The problem is that this lump of red meat is beside a sign saying 'British Beef is Best'. Livestock men would not buy it because they would know that it was tough and tasteless and so dry the next day it would have to be in a curry. Some customers might say that if that is the best they can do, I can do without meat.

Then when the US hormone-treated beef finds its way into the supermarkets and because it contains more fat (and nothing to do with hormones) it is more tender and more tasty than UK beef and makes a good filling in a sandwich next day someone will state on social media that from now on they will only eat US hormone-treated beef! Then who will have egg on their face?

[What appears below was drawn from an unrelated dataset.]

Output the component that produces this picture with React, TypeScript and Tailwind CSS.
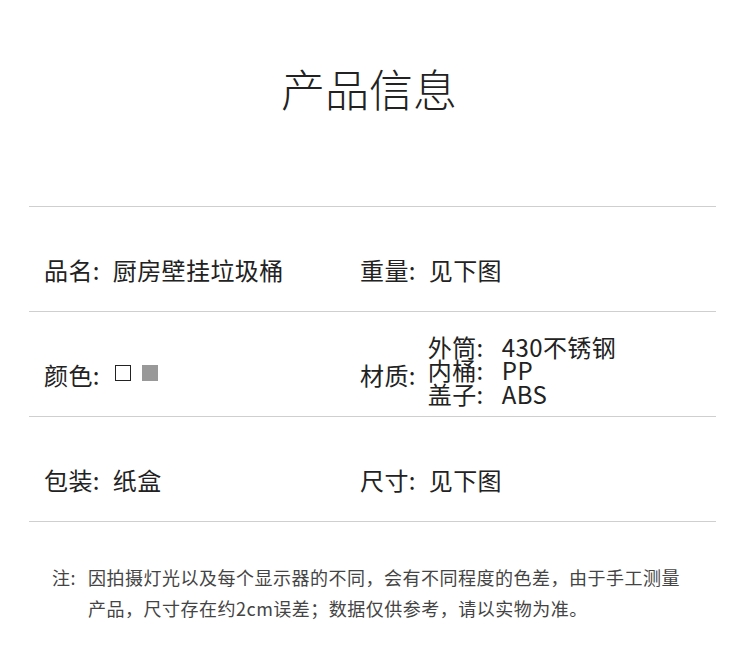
import React from "react";

const font = {
  fontFamily: '"Noto Sans CJK SC", "Noto Sans", sans-serif',
};

function Label({ children }: { children: React.ReactNode }) {
  return (
    <span className="inline-flex items-center">
      {children}
      <span className="inline-block w-[20px]">:</span>
    </span>
  );
}

export default function App() {
  return (
    <div
      className="w-[750px] h-[647px] bg-white text-[#222] overflow-hidden"
      style={font}
    >
      {/* Title */}
      <div className="h-[206px] flex justify-center pt-[66px] pr-[12px]">
        <h1 className="text-[44px] font-light leading-none text-[#222] h-fit">
          产品信息
        </h1>
      </div>

      {/* Table */}
      <div className="ml-[29px] w-[687px] border-t border-[#cfcfcf]">
        <div className="h-[105px] border-b border-[#cfcfcf] flex items-center text-[24px] tracking-[0.4px] leading-none pt-[22px]">
          <div className="w-[331px] pl-[15px] flex items-center">
            <Label>品名</Label>
            <span>厨房壁挂垃圾桶</span>
          </div>
          <div className="flex items-center">
            <Label>重量</Label>
            <span>见下图</span>
          </div>
        </div>

        <div className="h-[105px] border-b border-[#cfcfcf] flex items-center text-[24px] tracking-[0.4px] leading-none pt-[22px]">
          <div className="w-[331px] pl-[15px] flex items-center">
            <Label>颜色</Label>
            <span className="w-[16px] h-[16px] border border-[#222] bg-white ml-[2px] mt-[-4px]" />
            <span className="w-[16px] h-[16px] bg-[#999] ml-[11px] mt-[-4px]" />
          </div>
          <div className="flex items-center">
            <Label>材质</Label>
            <div className="flex flex-col leading-[23.5px] -ml-[1px] -mt-[10px]">
              <div className="flex">
                <span className="w-[74px]">外筒:</span>
                <span>430不锈钢</span>
              </div>
              <div className="flex">
                <span className="w-[74px]">内桶:</span>
                <span>PP</span>
              </div>
              <div className="flex">
                <span className="w-[74px]">盖子:</span>
                <span>ABS</span>
              </div>
            </div>
          </div>
        </div>

        <div className="h-[105px] border-b border-[#cfcfcf] flex items-center text-[24px] tracking-[0.4px] leading-none pt-[22px]">
          <div className="w-[331px] pl-[15px] flex items-center">
            <Label>包装</Label>
            <span>纸盒</span>
          </div>
          <div className="flex items-center">
            <Label>尺寸</Label>
            <span>见下图</span>
          </div>
        </div>
      </div>

      {/* Note */}
      <div className="flex pl-[52px] pt-[40px] text-[18px] tracking-[0.5px] leading-[31px] text-[#444]">
        <span className="w-[36px] shrink-0">注:</span>
        <p className="whitespace-nowrap">
          因拍摄灯光以及每个显示器的不同，会有不同程度的色差，由于手工测量
          <br />
          产品，尺寸存在约2cm误差；数据仅供参考，请以实物为准。
        </p>
      </div>
    </div>
  );
}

He drifted off to sleep leaving the problem of overheads for another time when sleep evades. He was sleeping better now that the farm was running smoothly.

Every morning at 7.30am a smart young woman in riding gear arrived, made herself a coffee and went into the office and in half an hour had dealt with the paper that accumulates like snow on farmers’ desks the world over and all for making her lovely sorrel mare Flicka a comfortable home.

Insurance would be kept to a minimum because when it paid out four years later you always felt that you had come off worst in the deal. There would be no sprayer and the contractor would be paid promptly for putting up with the unbearable hassle surrounding chemicals and sprayers. Anyway a couple more years and there would be no chemical still 'legal' unless you went to a garden centre and swept up a shelf of little bottles masquerading under another name as suitable treatment for difficult weeds in your footpaths at £7 a pop!

They would like Flindt have their own combine second hand from someone 'upsizing'. All of the kit would be second hand so no starring role in 'What is in your shed' but more importantly not too much depreciation and JAC really looked after the kit because only he used it.

Blackgrass (slender foxtail if you have ever been required to identify a minimum of 15 out of 20 grass species) and overdrafts have not kept our virtual farmer awake. Unwelcome on any farm, they can be, along with any officialdom, totally ignored – which is the biggest attraction of virtual farming!